- Blue Pullman at Cheadle Heath railway station
- Directed by: James Ritchie
- Written by: James Ritchie
- Produced by: Edgar Anstey
- Cinematography: David Watkin Jack West
- Edited by: Hugh Raggett
- Release date: 1960;
- Running time: 23 minutes
- Country: United Kingdom

= Blue Pullman (film) =

1960 British documentary film by James Ritchie

Blue Pullman is a 1960 British short documentary film directed an written by James Ritchie. It was produced by British Transport Films and follows the development and preparation of a train journey from Manchester to London on new British Railways Blue Pullman diesel multiple units.

== Premise ==
The film includes coverage of engineers conducting the train's technical trials, and the Manchester Piccadilly to London St Pancras journey filmed from the driver's cab and from the air.

==Reception==
The Monthly Film Bulletin wrote: "It is a pity that the producers, for some inexplicable reason, appear reluctant to show the train starting and stopping properly: the arrival at St.

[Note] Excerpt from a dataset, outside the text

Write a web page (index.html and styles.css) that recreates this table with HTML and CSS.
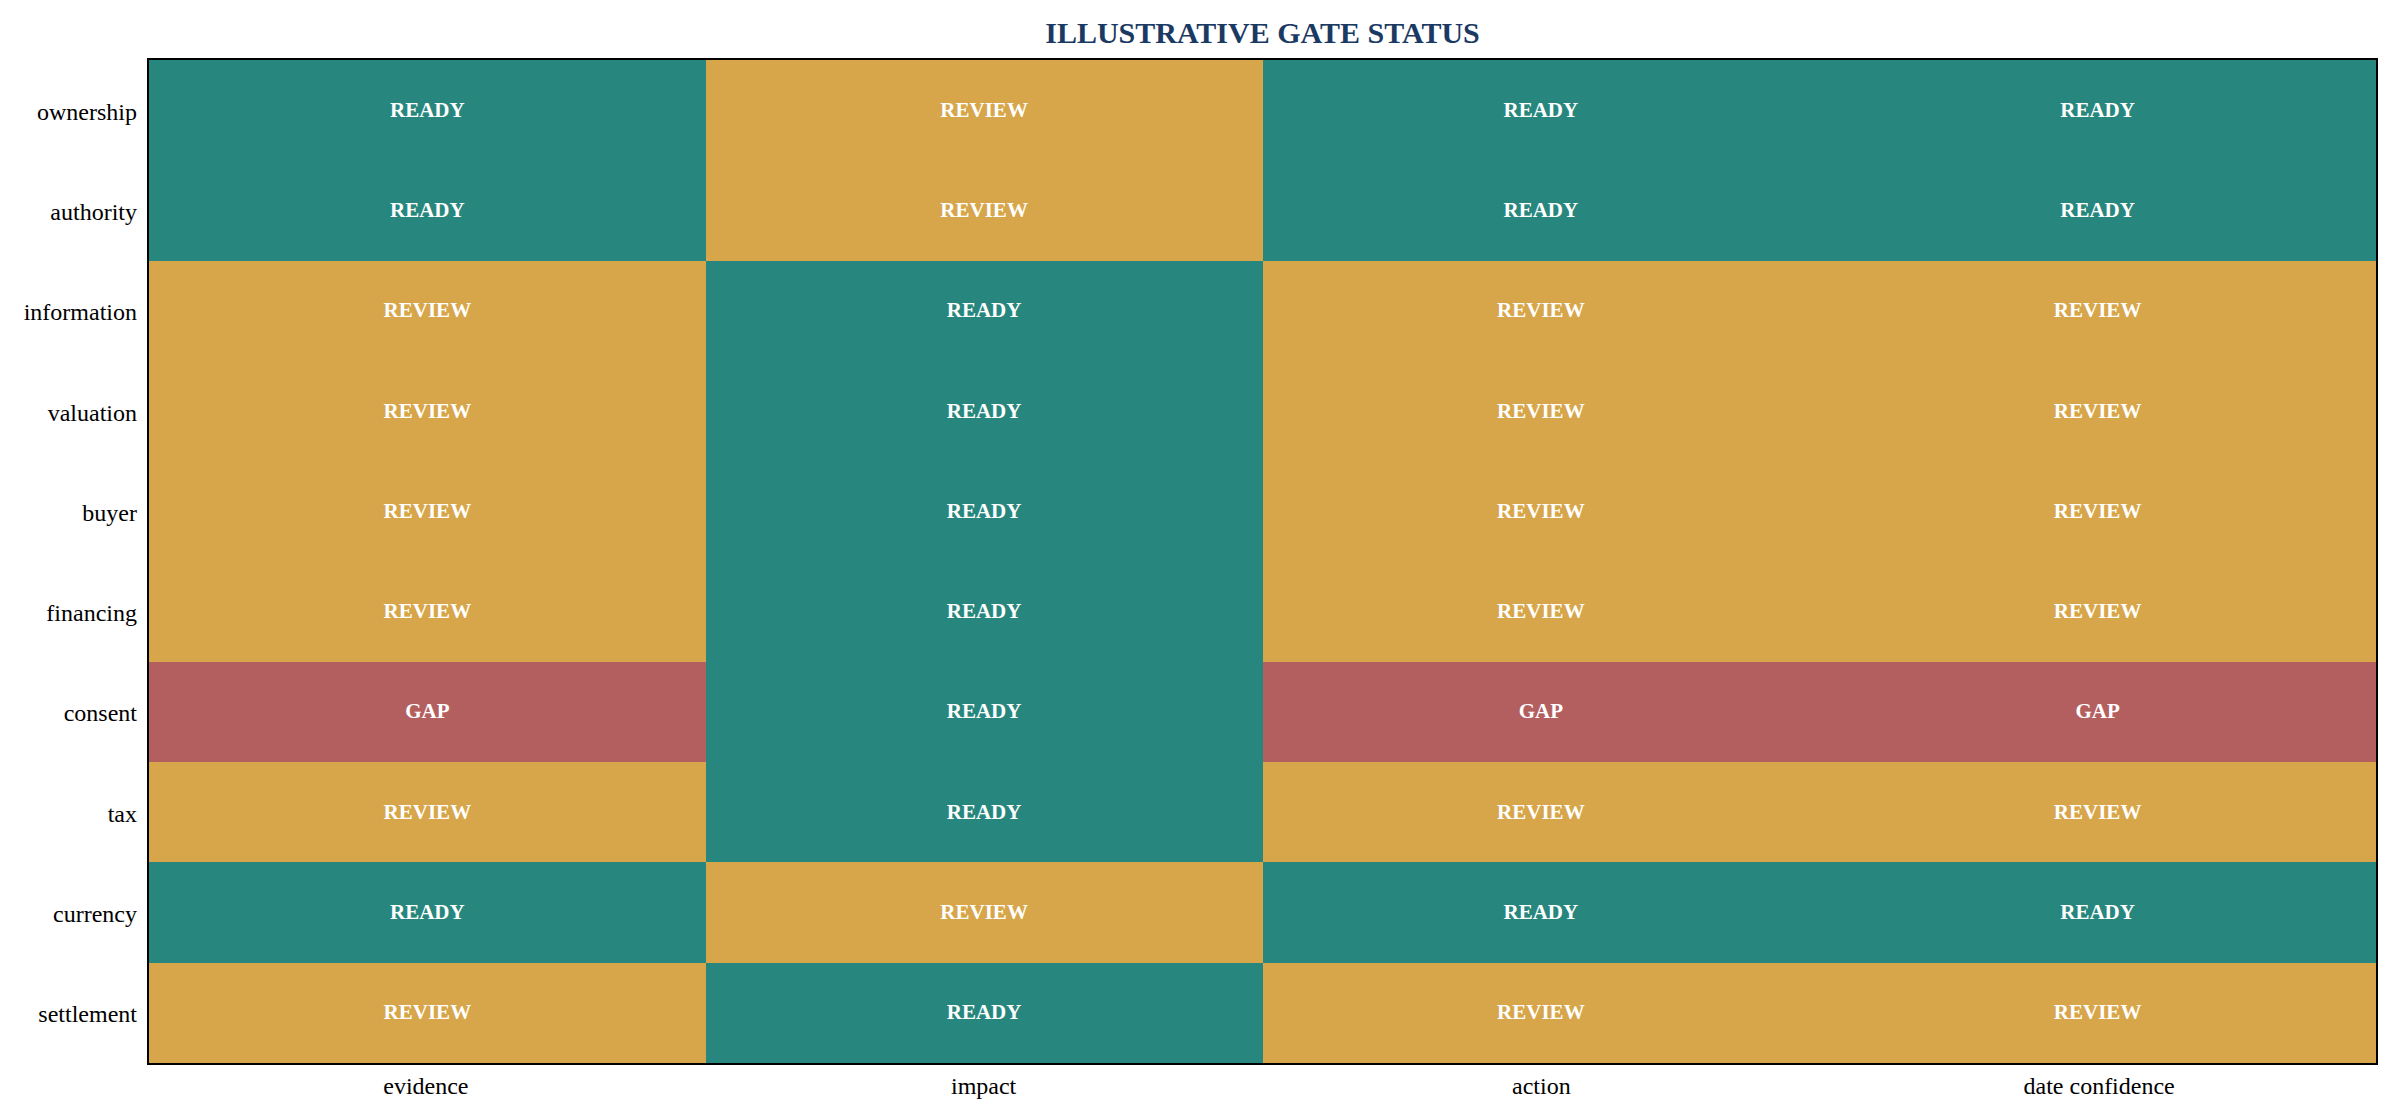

Pancras in particular is sadly botched and comes as a let down after the vivid presentation of the Blue Pullman in motion. A very nicely made informational film which has the distinct virtues too of an effective score by Clifton Parker, stylish editing and a commendable inclination to let the visuals speak for themselves: how pleasant indeed not to have an incessantly chattering commentator and, instead, to have descriptive comments kept to a minimum."

== Accolades ==
The won several awards, including the Technical & Industrial Information section of the Festival for Films for Television in 1961.